The second Tuareg revolt, of 1990, was thus collectively perceived as a continuation of the first, in order – among other things – to avenge the deaths of 1963. Initially, the region’s nomads were rather wary of ‘Westernized’ exiles who had returned from Libya with modern and revolutionary ideas that set them against the local chieftaincy. The insurgents therefore had to pay attention to the needs of the population. Unlike in the 1963 uprising, when they had retreated to rear bases in Algeria, they decided in 1990 to stay within Mali to try to protect civilians from the security forces’ excesses. Instead of cutting the guerrillas off from their surrounding environment, the brutality of the repression again legitimized the revolt.
The operations of the Malian army were intended to terrorize and humiliate the Tuareg and Moorish communities. Likened to a campaign of ethnic cleansing – and called Kokadjè (‘cleansing’) in the Bamanakan language of the southern Bambara – they led young people to join the ranks of the insurgents. Intercepted radio communications at the time showed that the authorities had given express orders to shoot suspects in public ‘without any other form of trial’. At I-n-Abalan near Ti-n-Essako, on 29 July 1990, soldiers were to execute some unarmed 94 nomads, who were first forced to dig their own graves. Over the period from June to December 1990, it is estimated that the security forces killed between 200 and 500 civilians, including at least 125 in the first two months of the insurgency.
The conflict then escalated when the rebels began to attack sedentary communities in retaliation, which in turn drew in militias from the affected ethnic community, the Songhaï, from May 1994, further worsening the situation of civilians caught in the crossfire. Nomadic Tuaregs probably suffered 10 times more casualties than the sedentary communities. An estimated 2,500 to 3,500 civilians were killed in fighting and extrajudicial executions, with their deaths being officially attributed to rebels, militias or ‘uncontrolled military elements’.

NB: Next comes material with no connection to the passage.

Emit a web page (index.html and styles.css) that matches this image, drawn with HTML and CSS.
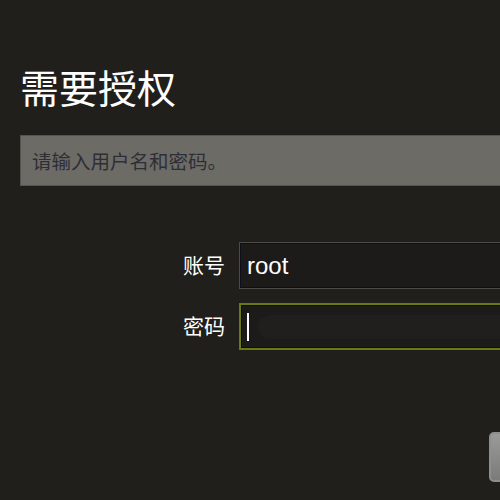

Despite demands for justice from victims’ families, however, the authorities did not attempt to investigate these cases in order to prosecute the culprits. Instead, entire communities were stigmatized and pushed into the arms of insurgents. The so-called ‘peaux rouges’ and ‘peaux blanches’ (Tuaregs and Moors, respectively) were easy to recognize and were automatically suspected of having sympathy for the rebellion. They could no longer prove their allegiance to the government by showing identity cards or tax receipts. Young men were targeted and imprisoned simply because they were wearing turbans or, more specifically, underpants, a practice that was uncommon in the region and was therefore supposed to prove residence abroad – in this case in Libya. In order to restrict the movement of insurgents, the authorities also poisoned wells, blocked roads and prohibited the civilian use of four-wheel-drive vehicles. Such repressive measures had terrible consequences for residents, and it is no surprise that surveys show that levels of trust in the Malian security forces are still lowest among the Tuaregs of Kidal.

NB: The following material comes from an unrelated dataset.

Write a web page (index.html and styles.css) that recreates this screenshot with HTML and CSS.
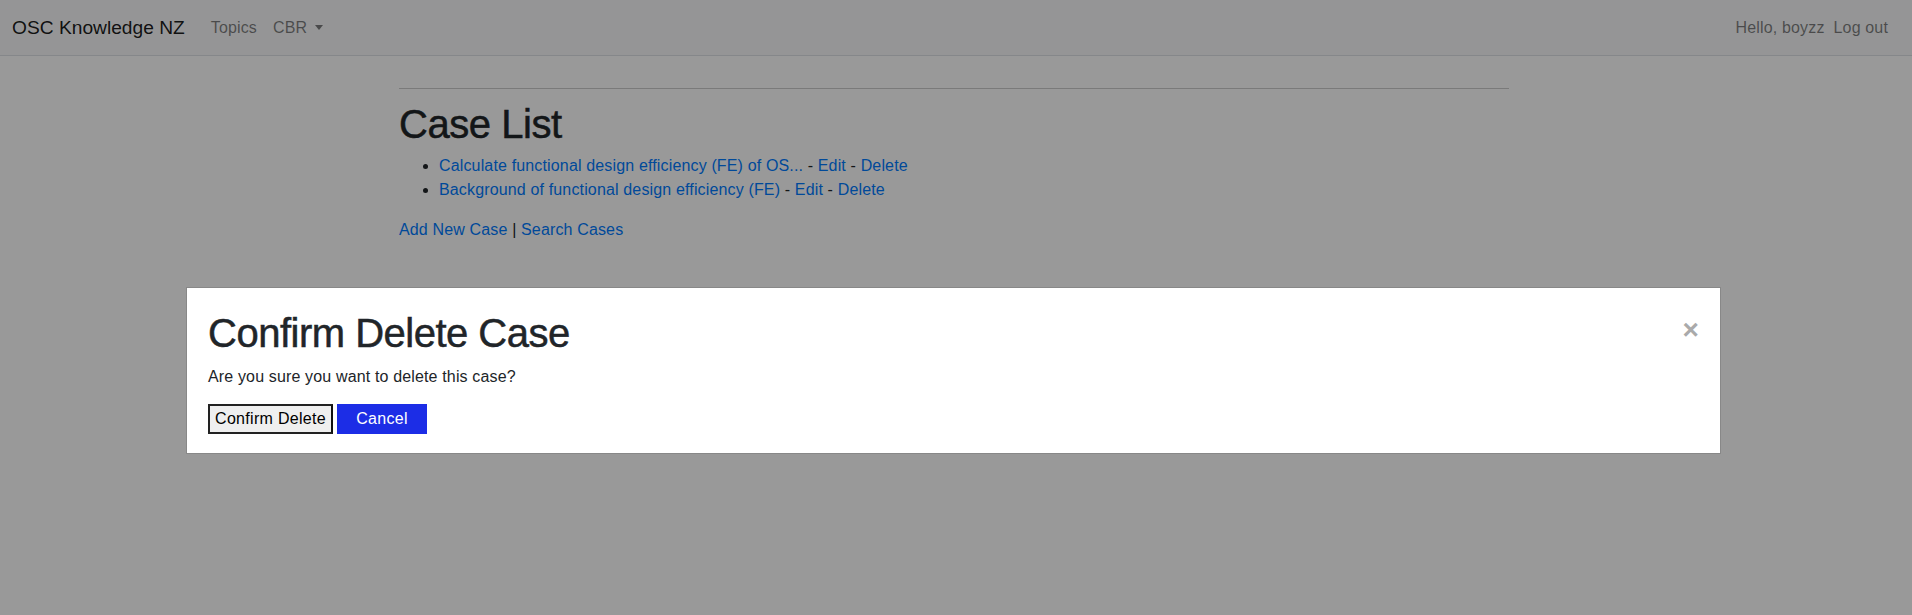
FILE: index.html
```html
<!DOCTYPE html>
<html lang="en">
<head>
<meta charset="utf-8">
<title>Case List</title>
<link rel="stylesheet" href="styles.css">
</head>
<body>
<nav class="navbar">
  <div class="nav-left">
    <a class="brand" href="#">OSC Knowledge NZ</a>
    <a class="nav-link" href="#">Topics</a>
    <a class="nav-link dropdown" href="#">CBR <span class="caret"></span></a>
  </div>
  <div class="nav-right">
    <span class="nav-link">Hello, boyzz</span>
    <a class="nav-link" href="#">Log out</a>
  </div>
</nav>
<main class="container">
  <hr class="rule">
  <h1 class="page-title">Case List</h1>
  <ul class="case-list">
    <li><a href="#">Calculate functional design efficiency (FE) of OS...</a> - <a href="#">Edit</a> - <a href="#">Delete</a></li>
    <li><a href="#">Background of functional design efficiency (FE)</a> - <a href="#">Edit</a> - <a href="#">Delete</a></li>
  </ul>
  <p class="actions"><a href="#">Add New Case</a> | <a href="#">Search Cases</a></p>
</main>
<div class="overlay">
  <div class="modal">
    <div class="modal-head">
      <h2 class="modal-title">Confirm Delete Case</h2>
      <span class="close">&times;</span>
    </div>
    <p class="modal-text">Are you sure you want to delete this case?</p>
    <div class="modal-buttons">
      <button class="btn-confirm">Confirm Delete</button>
      <button class="btn-cancel">Cancel</button>
    </div>
  </div>
</div>
</body>
</html>
```
FILE: styles.css
```css
html, body {
  margin: 0;
  padding: 0;
}
body {
  font-family: "Liberation Sans", Arial, sans-serif;
  font-size: 16px;
  line-height: 24px;
  letter-spacing: 0.15px;
  color: #212529;
  background: #ffffff;
  height: 615px;
  overflow: hidden;
}
a {
  color: #007bff;
  text-decoration: none;
}
.navbar {
  height: 56px;
  box-sizing: border-box;
  background: #f8f9fa;
  border-bottom: 1px solid #dee2e6;
  display: flex;
  align-items: center;
  justify-content: space-between;
  padding: 0 24px 0 12px;
}
.nav-left, .nav-right {
  display: flex;
  align-items: center;
}
.brand {
  font-size: 19.2px;
  letter-spacing: 0;
  color: rgba(0,0,0,0.9);
  margin-right: 26px;
}
.nav-link {
  color: rgba(0,0,0,0.5);
  margin-right: 16px;
}
.nav-right .nav-link {
  margin-right: 0;
  margin-left: 9px;
}
.dropdown {
  display: inline-flex;
  align-items: center;
}
.caret {
  display: inline-block;
  margin-left: 8px;
  border-top: 5px solid rgba(0,0,0,0.5);
  border-left: 4px solid transparent;
  border-right: 4px solid transparent;
}
.container {
  width: 1110px;
  margin: 0 auto;
  padding: 0 17px 0 13px;
  box-sizing: content-box;
}
.rule {
  margin: 32px 0 9px;
  border: 0;
  border-top: 1px solid rgba(0,0,0,0.2);
}
.page-title {
  margin: 0 0 8px;
  padding-top: 2px;
  font-size: 40px;
  line-height: 48px;
  font-weight: 400;
  letter-spacing: -0.45px;
  -webkit-text-stroke: 0.5px #212529;
}
.case-list {
  margin: -2px 0 16px;
  padding-left: 40px;
}
.actions {
  margin: 0;
}
.overlay {
  position: fixed;
  inset: 0;
  background: rgba(0,0,0,0.4);
}
.modal {
  position: absolute;
  left: 186px;
  top: 287px;
  width: 1535px;
  height: 167px;
  background: #fff;
  border: 1px solid #888;
  padding: 20px 21px;
  box-sizing: border-box;
}
.modal-head {
  display: flex;
  justify-content: space-between;
  align-items: flex-start;
}
.modal-title {
  margin: 0;
  padding-top: 1px;
  font-size: 40px;
  line-height: 48px;
  font-weight: 400;
  letter-spacing: -0.5px;
  -webkit-text-stroke: 0.5px #212529;
}
.close {
  color: #aaa;
  font-size: 28px;
  font-weight: 700;
  line-height: 28px;
  margin-top: 8px;
}
.modal-text {
  margin: 8px 0 15px;
}
.modal-buttons {
  display: flex;
  gap: 4px;
}
.btn-confirm {
  font-family: "Liberation Sans", Arial, sans-serif;
  font-size: 16px;
  letter-spacing: 0.3px;
  height: 30px;
  width: 125px;
  padding: 0;
  background: #efefef;
  color: #000;
  border: 2px solid #222;
  border-right-color: #111;
}
.btn-cancel {
  font-family: "Liberation Sans", Arial, sans-serif;
  font-size: 16px;
  letter-spacing: 0.3px;
  height: 30px;
  width: 90px;
  padding: 0;
  background: #1c2de6;
  color: #fff;
  border: 0;
}
```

Militias and the spiral of violence
Mali has repeatedly compensated for state weakness by resorting to use of informal militias who are even less accountable to the central government than the regular military. In May 1994 Songhaï elements of the Malian army contributed to the creation of the Ganda Koy (‘Masters of the Land’) patriotic movement, which was led by the ‘red berets’ of an airborne unit who may have been encouraged to desert in order to have a free hand in repressing Tuareg civilians, while still operating in uniform and equipped with weapons from the Malian military.
Mali has repeatedly compensated for state weakness by resorting to use of informal militias who are even less accountable to the central government than the regular military.
Instead of attacking Tuareg combatants much further north, the Ganda Koy mainly targeted the ‘peaux blanches’ in the Inner Niger Delta. Barely a month after their establishment, they had already killed some 500 civilians. The insurgents retaliated by starting their own campaign of terror against sedentary communities in July 1994, polarizing the conflict around ethnically motivated clashes. Since then, the Ganda Koy spirit has never really disappeared. Officially dissolved in March 1996, the movement re-emerged under the name Ganda Iso (‘Sons of the Land’), and announced their intention to resume fighting when the Tuaregs declared the independence of Azawad (as they called northern Mali) in April 2012. One of Ganda Iso’s former commanders, a Dozo hunter called Youssouf Toloba, formed the armed branch of a Dogon self-defence group, Dan Na Amba Sagou (‘Hunters who Trust in God’), in December 2016.
The Malian army has continued to rely on militias to fight groups it regards as ‘terrorists’, jihadists or separatists. When it was forced to withdraw from the city of Kidal in May 2014, it supported the formation of a Tuareg Imghad and Allied Self-Defence Group (GATIA), which mobilized Tuareg, Moorish and Songhaï loyalists to defend the territorial integrity of the country. At the time, the Malian military turned a blind eye to the looting of their arsenals by these militias, and often directly supplied them with weapons, ammunition, vehicles and motor fuel. Similarly, they used Dozo hunters as scouts, informers or auxiliaries to take part in the fighting when jihadist groups began to descend further south into the Inner Niger Delta and the central region of Mopti, outside the French army’s areas of operation.
As in the past, the proliferation of self-defence groups then led to communal violence. Fulani farmers from Koro and Djenné responded to the establishment of Dan Na Amba Sagou by forming their own group, the Alliance for the Salvation of the Sahel (ASS), in January 2018. And in August 2019, another movement called Dana Atèm (‘Guardians of the Tradition’) emerged to try to bring Dogon and Fulani together against jihadi insurgents. All of these groups are still active today.